DATA LINES:
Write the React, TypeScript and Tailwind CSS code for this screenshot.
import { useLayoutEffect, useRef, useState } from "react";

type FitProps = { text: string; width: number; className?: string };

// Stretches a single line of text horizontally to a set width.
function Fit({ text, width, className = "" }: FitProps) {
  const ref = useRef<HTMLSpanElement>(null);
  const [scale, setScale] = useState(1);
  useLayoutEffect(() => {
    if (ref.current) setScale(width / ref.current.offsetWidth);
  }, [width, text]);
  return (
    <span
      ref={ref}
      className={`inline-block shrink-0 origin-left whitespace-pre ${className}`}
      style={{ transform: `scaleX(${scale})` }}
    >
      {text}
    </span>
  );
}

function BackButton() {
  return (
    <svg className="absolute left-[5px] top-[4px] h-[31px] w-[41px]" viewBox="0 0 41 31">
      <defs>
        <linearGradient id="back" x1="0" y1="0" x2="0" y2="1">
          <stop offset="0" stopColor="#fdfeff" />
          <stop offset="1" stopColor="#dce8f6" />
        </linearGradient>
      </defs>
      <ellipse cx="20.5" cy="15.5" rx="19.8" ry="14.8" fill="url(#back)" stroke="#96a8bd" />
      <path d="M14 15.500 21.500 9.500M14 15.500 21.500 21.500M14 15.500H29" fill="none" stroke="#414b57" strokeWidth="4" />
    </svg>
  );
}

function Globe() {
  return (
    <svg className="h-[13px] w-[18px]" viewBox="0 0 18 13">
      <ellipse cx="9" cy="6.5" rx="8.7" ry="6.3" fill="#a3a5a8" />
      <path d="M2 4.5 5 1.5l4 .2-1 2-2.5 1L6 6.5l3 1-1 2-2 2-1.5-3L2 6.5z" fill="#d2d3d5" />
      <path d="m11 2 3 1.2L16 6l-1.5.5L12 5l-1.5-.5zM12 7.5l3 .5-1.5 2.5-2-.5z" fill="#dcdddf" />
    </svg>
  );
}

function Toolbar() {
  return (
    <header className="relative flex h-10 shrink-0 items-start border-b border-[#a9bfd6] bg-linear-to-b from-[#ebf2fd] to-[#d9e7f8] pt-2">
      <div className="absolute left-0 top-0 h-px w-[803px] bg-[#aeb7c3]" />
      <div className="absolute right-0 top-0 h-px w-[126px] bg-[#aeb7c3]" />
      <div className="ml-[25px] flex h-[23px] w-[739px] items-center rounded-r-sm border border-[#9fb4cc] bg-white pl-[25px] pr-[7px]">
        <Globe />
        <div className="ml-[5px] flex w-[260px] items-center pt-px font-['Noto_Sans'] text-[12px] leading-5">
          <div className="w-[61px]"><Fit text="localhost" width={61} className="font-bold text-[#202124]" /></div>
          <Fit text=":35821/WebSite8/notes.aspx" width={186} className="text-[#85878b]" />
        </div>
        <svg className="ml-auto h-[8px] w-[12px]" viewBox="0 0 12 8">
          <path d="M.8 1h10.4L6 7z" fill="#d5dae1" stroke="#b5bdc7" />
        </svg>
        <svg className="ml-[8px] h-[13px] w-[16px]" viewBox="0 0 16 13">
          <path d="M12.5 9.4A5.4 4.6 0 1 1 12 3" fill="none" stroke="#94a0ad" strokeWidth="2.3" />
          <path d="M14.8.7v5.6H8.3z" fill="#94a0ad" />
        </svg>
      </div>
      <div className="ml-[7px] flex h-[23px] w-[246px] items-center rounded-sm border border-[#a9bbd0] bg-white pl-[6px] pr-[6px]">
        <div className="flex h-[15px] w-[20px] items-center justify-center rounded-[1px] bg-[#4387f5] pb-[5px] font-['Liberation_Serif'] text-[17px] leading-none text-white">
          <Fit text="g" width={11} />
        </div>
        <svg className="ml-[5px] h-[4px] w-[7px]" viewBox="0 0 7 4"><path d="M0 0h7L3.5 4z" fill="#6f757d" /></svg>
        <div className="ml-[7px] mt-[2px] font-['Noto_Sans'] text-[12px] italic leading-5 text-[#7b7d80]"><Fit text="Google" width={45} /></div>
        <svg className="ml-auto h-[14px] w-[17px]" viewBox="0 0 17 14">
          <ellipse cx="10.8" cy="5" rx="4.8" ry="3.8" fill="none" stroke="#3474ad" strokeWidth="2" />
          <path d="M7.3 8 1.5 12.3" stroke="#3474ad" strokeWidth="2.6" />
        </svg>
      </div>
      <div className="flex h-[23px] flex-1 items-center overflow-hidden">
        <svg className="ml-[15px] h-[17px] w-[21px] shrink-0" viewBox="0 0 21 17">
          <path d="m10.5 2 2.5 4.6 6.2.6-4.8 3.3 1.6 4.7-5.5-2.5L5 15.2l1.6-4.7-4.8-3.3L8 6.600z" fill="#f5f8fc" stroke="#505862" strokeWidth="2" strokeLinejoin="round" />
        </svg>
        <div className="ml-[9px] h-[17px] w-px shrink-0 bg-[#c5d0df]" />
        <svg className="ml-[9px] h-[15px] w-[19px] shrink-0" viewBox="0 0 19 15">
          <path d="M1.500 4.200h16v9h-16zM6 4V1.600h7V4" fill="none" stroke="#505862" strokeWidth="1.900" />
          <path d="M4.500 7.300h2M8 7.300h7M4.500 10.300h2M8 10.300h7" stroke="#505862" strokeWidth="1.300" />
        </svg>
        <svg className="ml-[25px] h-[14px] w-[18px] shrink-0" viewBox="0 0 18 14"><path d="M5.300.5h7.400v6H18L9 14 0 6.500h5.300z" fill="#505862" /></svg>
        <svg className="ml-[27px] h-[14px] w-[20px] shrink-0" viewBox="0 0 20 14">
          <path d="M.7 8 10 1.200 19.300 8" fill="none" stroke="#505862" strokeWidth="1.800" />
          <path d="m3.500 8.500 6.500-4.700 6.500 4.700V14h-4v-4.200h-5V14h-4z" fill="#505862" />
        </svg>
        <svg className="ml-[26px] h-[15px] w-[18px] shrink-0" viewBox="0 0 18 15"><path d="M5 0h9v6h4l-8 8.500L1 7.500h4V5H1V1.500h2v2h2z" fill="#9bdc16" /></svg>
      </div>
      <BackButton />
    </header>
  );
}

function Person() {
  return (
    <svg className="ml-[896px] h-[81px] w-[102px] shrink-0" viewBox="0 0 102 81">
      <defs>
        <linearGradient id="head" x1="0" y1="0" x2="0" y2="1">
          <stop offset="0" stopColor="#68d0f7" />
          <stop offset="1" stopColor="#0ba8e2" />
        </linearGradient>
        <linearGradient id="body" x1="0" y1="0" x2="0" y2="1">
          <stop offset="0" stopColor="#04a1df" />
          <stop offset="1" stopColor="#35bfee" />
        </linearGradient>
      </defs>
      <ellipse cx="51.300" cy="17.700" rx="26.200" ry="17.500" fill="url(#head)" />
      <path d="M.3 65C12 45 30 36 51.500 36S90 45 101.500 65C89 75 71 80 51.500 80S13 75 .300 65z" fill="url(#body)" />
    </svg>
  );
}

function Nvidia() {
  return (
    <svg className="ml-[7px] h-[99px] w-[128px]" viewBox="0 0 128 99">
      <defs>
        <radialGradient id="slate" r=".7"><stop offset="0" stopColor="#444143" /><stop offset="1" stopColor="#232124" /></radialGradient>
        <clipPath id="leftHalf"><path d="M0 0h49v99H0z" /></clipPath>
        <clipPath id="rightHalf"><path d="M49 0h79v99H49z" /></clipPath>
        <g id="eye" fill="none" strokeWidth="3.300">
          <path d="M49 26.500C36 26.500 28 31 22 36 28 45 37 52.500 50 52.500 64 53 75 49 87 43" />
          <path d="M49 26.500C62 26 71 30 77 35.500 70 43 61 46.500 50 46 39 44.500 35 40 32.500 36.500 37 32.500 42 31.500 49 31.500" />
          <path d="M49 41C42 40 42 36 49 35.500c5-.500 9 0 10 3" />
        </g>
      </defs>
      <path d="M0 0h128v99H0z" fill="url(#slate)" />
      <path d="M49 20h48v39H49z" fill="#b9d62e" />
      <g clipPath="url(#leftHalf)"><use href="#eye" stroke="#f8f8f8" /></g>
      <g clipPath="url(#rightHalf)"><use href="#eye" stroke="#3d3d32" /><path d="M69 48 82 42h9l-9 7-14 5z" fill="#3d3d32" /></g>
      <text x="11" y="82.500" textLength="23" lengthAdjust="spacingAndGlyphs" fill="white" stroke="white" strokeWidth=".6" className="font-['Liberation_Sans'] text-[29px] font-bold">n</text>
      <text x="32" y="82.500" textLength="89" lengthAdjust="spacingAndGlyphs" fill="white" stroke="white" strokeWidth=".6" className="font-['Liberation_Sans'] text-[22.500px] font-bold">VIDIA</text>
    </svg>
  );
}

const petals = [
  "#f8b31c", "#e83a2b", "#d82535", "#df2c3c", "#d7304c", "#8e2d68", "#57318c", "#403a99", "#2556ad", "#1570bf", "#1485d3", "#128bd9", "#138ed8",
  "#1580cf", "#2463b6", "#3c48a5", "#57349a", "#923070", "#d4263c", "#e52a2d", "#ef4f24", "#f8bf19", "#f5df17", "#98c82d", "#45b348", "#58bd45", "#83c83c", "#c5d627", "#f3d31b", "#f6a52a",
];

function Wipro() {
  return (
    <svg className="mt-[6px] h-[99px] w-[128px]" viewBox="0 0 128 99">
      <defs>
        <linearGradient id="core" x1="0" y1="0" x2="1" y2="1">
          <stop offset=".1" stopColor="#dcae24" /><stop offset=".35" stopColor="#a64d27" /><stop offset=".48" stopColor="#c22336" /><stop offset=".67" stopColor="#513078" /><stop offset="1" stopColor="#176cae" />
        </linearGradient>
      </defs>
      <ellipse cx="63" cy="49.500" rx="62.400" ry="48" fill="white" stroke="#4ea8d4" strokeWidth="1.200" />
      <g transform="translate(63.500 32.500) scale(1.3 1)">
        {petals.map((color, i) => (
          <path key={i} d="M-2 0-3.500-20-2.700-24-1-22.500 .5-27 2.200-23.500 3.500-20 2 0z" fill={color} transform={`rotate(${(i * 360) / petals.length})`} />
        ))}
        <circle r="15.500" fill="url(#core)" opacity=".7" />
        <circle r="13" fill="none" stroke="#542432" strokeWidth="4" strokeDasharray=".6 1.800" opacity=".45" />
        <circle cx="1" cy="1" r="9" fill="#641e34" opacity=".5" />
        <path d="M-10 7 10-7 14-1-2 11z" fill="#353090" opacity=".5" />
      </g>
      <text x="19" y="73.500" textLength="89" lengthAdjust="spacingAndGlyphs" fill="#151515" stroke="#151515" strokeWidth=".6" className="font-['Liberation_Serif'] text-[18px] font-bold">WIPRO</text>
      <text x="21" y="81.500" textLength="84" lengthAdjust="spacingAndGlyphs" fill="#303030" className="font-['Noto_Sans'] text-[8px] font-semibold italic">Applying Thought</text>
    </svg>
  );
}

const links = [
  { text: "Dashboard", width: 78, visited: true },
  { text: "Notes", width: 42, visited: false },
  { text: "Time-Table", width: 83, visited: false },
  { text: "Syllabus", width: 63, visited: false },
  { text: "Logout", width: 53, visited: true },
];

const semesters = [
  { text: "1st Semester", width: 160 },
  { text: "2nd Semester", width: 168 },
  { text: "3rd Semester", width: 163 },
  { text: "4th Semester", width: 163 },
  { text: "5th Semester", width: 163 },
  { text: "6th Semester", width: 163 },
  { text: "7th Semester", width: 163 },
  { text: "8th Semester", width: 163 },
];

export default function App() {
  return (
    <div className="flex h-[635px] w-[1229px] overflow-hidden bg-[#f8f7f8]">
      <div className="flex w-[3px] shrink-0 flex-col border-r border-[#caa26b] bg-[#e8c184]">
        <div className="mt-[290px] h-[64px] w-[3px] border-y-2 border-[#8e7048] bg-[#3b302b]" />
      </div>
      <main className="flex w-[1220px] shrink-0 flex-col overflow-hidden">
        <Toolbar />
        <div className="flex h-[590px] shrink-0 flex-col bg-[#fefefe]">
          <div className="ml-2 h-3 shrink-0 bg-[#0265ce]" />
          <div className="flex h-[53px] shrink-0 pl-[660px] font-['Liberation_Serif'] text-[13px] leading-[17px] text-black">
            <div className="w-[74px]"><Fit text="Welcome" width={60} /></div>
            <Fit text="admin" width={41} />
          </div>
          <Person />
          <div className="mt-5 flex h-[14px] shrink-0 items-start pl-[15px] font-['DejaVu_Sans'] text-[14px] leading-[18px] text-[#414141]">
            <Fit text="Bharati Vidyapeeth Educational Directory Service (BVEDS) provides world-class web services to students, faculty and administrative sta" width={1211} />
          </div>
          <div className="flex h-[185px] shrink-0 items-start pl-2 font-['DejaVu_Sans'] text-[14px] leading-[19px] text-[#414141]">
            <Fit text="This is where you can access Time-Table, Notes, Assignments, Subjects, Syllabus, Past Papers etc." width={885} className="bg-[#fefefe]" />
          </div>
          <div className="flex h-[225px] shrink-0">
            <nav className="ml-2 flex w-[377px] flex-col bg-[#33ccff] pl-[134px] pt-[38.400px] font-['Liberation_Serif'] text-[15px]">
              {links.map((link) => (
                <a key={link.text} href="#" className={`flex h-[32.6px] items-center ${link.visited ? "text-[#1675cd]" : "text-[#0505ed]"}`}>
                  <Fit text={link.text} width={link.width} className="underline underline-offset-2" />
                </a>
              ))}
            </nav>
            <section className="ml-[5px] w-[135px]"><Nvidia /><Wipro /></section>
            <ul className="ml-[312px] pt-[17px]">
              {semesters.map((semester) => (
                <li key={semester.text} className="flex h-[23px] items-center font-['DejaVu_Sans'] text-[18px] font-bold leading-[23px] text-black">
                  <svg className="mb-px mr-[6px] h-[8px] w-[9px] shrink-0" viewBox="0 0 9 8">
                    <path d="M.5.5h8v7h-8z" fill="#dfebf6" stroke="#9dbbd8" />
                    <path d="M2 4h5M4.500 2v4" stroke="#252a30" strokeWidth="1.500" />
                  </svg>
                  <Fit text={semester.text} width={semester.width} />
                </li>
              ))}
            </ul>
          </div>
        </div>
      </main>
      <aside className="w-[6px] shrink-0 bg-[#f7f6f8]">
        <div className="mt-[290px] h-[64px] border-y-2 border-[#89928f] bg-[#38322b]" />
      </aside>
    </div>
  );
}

EXERCISE DESCRIPTION: Set down each line of the material verbatim, from the first line through the line that contains "string; width: number;".

TASK SOLUTION:
Write the React, TypeScript and Tailwind CSS code for this screenshot.
import { useLayoutEffect, useRef, useState } from "react";

type FitProps = { text: string; width: number; className?: string };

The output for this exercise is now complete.